─── Data section

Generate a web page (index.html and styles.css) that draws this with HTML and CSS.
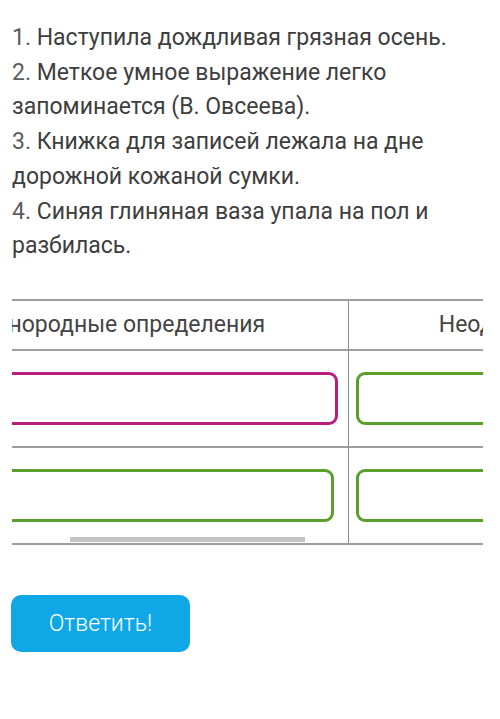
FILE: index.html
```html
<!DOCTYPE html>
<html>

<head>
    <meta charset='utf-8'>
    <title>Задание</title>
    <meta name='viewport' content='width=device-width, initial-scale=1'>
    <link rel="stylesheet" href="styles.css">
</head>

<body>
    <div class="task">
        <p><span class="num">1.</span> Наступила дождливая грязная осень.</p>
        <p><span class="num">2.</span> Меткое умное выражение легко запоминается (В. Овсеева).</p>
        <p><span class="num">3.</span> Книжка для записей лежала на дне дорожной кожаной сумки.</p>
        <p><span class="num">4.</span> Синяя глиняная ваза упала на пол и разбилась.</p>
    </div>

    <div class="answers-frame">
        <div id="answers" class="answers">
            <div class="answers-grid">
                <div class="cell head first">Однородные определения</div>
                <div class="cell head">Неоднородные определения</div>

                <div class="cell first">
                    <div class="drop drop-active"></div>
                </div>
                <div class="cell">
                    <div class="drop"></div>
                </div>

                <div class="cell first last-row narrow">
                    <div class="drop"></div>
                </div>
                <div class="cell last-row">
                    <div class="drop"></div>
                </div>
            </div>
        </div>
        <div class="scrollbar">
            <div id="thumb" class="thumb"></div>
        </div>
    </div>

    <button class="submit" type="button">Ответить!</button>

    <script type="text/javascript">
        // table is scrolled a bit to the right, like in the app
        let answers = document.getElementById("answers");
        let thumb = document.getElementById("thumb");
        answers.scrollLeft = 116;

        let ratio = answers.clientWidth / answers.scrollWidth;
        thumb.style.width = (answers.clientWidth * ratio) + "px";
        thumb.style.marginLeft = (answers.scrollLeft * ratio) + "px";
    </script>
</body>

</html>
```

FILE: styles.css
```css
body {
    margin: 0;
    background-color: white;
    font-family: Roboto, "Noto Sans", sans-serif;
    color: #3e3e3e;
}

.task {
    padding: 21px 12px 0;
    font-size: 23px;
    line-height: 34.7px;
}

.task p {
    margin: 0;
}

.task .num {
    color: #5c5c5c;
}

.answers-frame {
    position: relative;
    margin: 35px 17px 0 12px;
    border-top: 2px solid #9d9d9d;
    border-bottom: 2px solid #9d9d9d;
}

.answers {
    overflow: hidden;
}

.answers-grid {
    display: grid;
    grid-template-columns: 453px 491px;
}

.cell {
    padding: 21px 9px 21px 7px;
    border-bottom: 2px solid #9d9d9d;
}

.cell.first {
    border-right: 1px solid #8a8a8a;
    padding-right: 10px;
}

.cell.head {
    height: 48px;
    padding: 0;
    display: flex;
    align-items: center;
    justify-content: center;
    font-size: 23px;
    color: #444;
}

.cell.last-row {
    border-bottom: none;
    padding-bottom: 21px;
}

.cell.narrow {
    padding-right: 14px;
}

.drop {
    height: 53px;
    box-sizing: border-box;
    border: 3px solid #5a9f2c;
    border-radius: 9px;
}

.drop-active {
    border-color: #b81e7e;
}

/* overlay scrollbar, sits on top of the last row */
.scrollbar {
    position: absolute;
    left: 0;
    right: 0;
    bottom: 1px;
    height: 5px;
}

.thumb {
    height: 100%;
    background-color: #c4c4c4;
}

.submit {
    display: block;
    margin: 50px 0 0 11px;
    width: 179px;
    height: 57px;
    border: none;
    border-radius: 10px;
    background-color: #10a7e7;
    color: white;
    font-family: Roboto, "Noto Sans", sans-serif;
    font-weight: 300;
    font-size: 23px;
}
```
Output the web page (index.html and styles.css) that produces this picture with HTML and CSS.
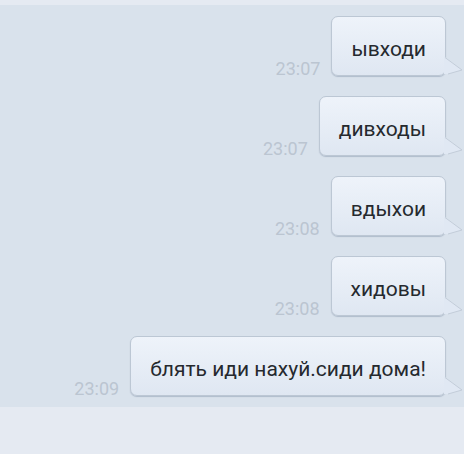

──────

Written task:
Every line of the data above should be quoted exactly. Omit the pictures.

Worked solution:
Generate a web page (index.html and styles.css) that draws this with HTML and CSS.
FILE: index.html
```html
<!DOCTYPE html>
<html>

<head>
    <meta charset='utf-8'>
    <title>Задание</title>
    <meta name='viewport' content='width=device-width, initial-scale=1'>
    <link rel="stylesheet" href="styles.css">
</head>

<body>
    <div class="task">
        <p><span class="num">1.</span> Наступила дождливая грязная осень.</p>
        <p><span class="num">2.</span> Меткое умное выражение легко запоминается (В. Овсеева).</p>
        <p><span class="num">3.</span> Книжка для записей лежала на дне дорожной кожаной сумки.</p>
        <p><span class="num">4.</span> Синяя глиняная ваза упала на пол и разбилась.</p>
    </div>

    <div class="answers-frame">
        <div id="answers" class="answers">
            <div class="answers-grid">
                <div class="cell head first">Однородные определения</div>
                <div class="cell head">Неоднородные определения</div>

                <div class="cell first">
                    <div class="drop drop-active"></div>
                </div>
                <div class="cell">
                    <div class="drop"></div>
                </div>

                <div class="cell first last-row narrow">
                    <div class="drop"></div>
                </div>
                <div class="cell last-row">
                    <div class="drop"></div>
                </div>
            </div>
        </div>
        <div class="scrollbar">
            <div id="thumb" class="thumb"></div>
        </div>
    </div>

    <button class="submit" type="button">Ответить!</button>

    <script type="text/javascript">
        // table is scrolled a bit to the right, like in the app
        let answers = document.getElementById("answers");
        let thumb = document.getElementById("thumb");
        answers.scrollLeft = 116;

        let ratio = answers.clientWidth / answers.scrollWidth;
        thumb.style.width = (answers.clientWidth * ratio) + "px";
        thumb.style.marginLeft = (answers.scrollLeft * ratio) + "px";
    </script>
</body>

</html>
```

FILE: styles.css
```css
body {
    margin: 0;
    background-color: white;
    font-family: Roboto, "Noto Sans", sans-serif;
    color: #3e3e3e;
}

.task {
    padding: 21px 12px 0;
    font-size: 23px;
    line-height: 34.7px;
}

.task p {
    margin: 0;
}

.task .num {
    color: #5c5c5c;
}

.answers-frame {
    position: relative;
    margin: 35px 17px 0 12px;
    border-top: 2px solid #9d9d9d;
    border-bottom: 2px solid #9d9d9d;
}

.answers {
    overflow: hidden;
}

.answers-grid {
    display: grid;
    grid-template-columns: 453px 491px;
}

.cell {
    padding: 21px 9px 21px 7px;
    border-bottom: 2px solid #9d9d9d;
}

.cell.first {
    border-right: 1px solid #8a8a8a;
    padding-right: 10px;
}

.cell.head {
    height: 48px;
    padding: 0;
    display: flex;
    align-items: center;
    justify-content: center;
    font-size: 23px;
    color: #444;
}

.cell.last-row {
    border-bottom: none;
    padding-bottom: 21px;
}

.cell.narrow {
    padding-right: 14px;
}

.drop {
    height: 53px;
    box-sizing: border-box;
    border: 3px solid #5a9f2c;
    border-radius: 9px;
}

.drop-active {
    border-color: #b81e7e;
}

/* overlay scrollbar, sits on top of the last row */
.scrollbar {
    position: absolute;
    left: 0;
    right: 0;
    bottom: 1px;
    height: 5px;
}

.thumb {
    height: 100%;
    background-color: #c4c4c4;
}

.submit {
    display: block;
    margin: 50px 0 0 11px;
    width: 179px;
    height: 57px;
    border: none;
    border-radius: 10px;
    background-color: #10a7e7;
    color: white;
    font-family: Roboto, "Noto Sans", sans-serif;
    font-weight: 300;
    font-size: 23px;
}
```
Output the web page (index.html and styles.css) that produces this picture with HTML and CSS.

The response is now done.